Repeat, exactly and completely, the material that follows. Omit the pictures.
◇ ◇ ◇
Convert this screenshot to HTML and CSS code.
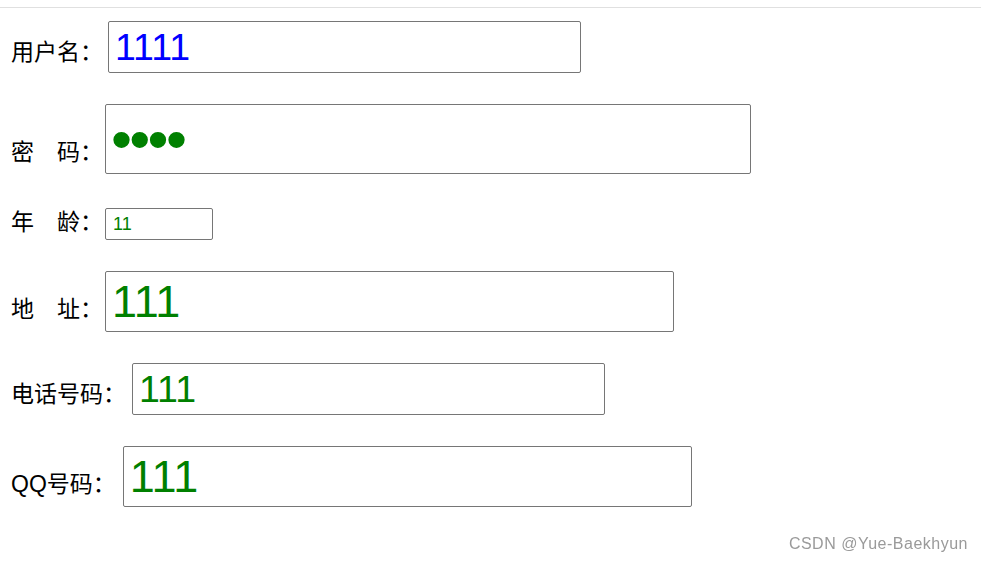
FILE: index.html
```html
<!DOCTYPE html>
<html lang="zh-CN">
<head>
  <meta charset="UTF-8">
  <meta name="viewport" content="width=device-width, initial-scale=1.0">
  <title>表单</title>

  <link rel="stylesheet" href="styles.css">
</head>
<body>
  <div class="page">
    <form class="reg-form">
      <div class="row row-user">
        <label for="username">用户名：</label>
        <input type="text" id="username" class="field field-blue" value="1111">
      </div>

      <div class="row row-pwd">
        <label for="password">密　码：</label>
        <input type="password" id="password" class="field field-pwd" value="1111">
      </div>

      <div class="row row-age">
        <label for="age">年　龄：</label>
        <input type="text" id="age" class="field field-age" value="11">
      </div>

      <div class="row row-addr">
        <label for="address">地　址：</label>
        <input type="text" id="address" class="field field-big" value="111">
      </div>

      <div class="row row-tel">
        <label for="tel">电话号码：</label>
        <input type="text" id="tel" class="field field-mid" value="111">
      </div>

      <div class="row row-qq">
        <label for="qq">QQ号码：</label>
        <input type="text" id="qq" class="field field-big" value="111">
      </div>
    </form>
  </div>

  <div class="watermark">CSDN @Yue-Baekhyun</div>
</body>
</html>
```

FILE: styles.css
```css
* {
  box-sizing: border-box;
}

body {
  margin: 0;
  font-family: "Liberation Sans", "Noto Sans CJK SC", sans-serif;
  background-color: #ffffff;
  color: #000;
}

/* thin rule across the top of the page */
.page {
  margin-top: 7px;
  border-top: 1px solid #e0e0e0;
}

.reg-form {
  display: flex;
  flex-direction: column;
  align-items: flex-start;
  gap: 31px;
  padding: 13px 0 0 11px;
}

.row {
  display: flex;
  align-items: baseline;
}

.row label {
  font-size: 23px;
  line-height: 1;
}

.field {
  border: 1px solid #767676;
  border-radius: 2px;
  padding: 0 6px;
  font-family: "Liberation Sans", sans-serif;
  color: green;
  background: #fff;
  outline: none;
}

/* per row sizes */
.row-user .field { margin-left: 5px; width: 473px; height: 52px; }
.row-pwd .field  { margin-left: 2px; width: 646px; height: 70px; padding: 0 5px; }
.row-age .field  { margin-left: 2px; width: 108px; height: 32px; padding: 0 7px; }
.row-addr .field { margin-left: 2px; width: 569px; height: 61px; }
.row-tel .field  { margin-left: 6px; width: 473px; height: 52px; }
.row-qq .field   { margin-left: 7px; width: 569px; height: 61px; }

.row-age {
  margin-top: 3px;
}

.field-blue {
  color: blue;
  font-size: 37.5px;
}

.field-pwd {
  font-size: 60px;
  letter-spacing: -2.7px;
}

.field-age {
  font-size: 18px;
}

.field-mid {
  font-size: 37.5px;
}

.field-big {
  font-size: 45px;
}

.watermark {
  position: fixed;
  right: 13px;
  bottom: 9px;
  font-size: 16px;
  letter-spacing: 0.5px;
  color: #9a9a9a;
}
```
◇ ◇ ◇
**Problem solution:**
Convert this screenshot to HTML and CSS code.
FILE: index.html
```html
<!DOCTYPE html>
<html lang="zh-CN">
<head>
  <meta charset="UTF-8">
  <meta name="viewport" content="width=device-width, initial-scale=1.0">
  <title>表单</title>

  <link rel="stylesheet" href="styles.css">
</head>
<body>
  <div class="page">
    <form class="reg-form">
      <div class="row row-user">
        <label for="username">用户名：</label>
        <input type="text" id="username" class="field field-blue" value="1111">
      </div>

      <div class="row row-pwd">
        <label for="password">密　码：</label>
        <input type="password" id="password" class="field field-pwd" value="1111">
      </div>

      <div class="row row-age">
        <label for="age">年　龄：</label>
        <input type="text" id="age" class="field field-age" value="11">
      </div>

      <div class="row row-addr">
        <label for="address">地　址：</label>
        <input type="text" id="address" class="field field-big" value="111">
      </div>

      <div class="row row-tel">
        <label for="tel">电话号码：</label>
        <input type="text" id="tel" class="field field-mid" value="111">
      </div>

      <div class="row row-qq">
        <label for="qq">QQ号码：</label>
        <input type="text" id="qq" class="field field-big" value="111">
      </div>
    </form>
  </div>

  <div class="watermark">CSDN @Yue-Baekhyun</div>
</body>
</html>
```

FILE: styles.css
```css
* {
  box-sizing: border-box;
}

body {
  margin: 0;
  font-family: "Liberation Sans", "Noto Sans CJK SC", sans-serif;
  background-color: #ffffff;
  color: #000;
}

/* thin rule across the top of the page */
.page {
  margin-top: 7px;
  border-top: 1px solid #e0e0e0;
}

.reg-form {
  display: flex;
  flex-direction: column;
  align-items: flex-start;
  gap: 31px;
  padding: 13px 0 0 11px;
}

.row {
  display: flex;
  align-items: baseline;
}

.row label {
  font-size: 23px;
  line-height: 1;
}

.field {
  border: 1px solid #767676;
  border-radius: 2px;
  padding: 0 6px;
  font-family: "Liberation Sans", sans-serif;
  color: green;
  background: #fff;
  outline: none;
}

/* per row sizes */
.row-user .field { margin-left: 5px; width: 473px; height: 52px; }
.row-pwd .field  { margin-left: 2px; width: 646px; height: 70px; padding: 0 5px; }
.row-age .field  { margin-left: 2px; width: 108px; height: 32px; padding: 0 7px; }
.row-addr .field { margin-left: 2px; width: 569px; height: 61px; }
.row-tel .field  { margin-left: 6px; width: 473px; height: 52px; }
.row-qq .field   { margin-left: 7px; width: 569px; height: 61px; }

.row-age {
  margin-top: 3px;
}

.field-blue {
  color: blue;
  font-size: 37.5px;
}

.field-pwd {
  font-size: 60px;
  letter-spacing: -2.7px;
}

.field-age {
  font-size: 18px;
}

.field-mid {
  font-size: 37.5px;
}

.field-big {
  font-size: 45px;
}

.watermark {
  position: fixed;
  right: 13px;
  bottom: 9px;
  font-size: 16px;
  letter-spacing: 0.5px;
  color: #9a9a9a;
}
```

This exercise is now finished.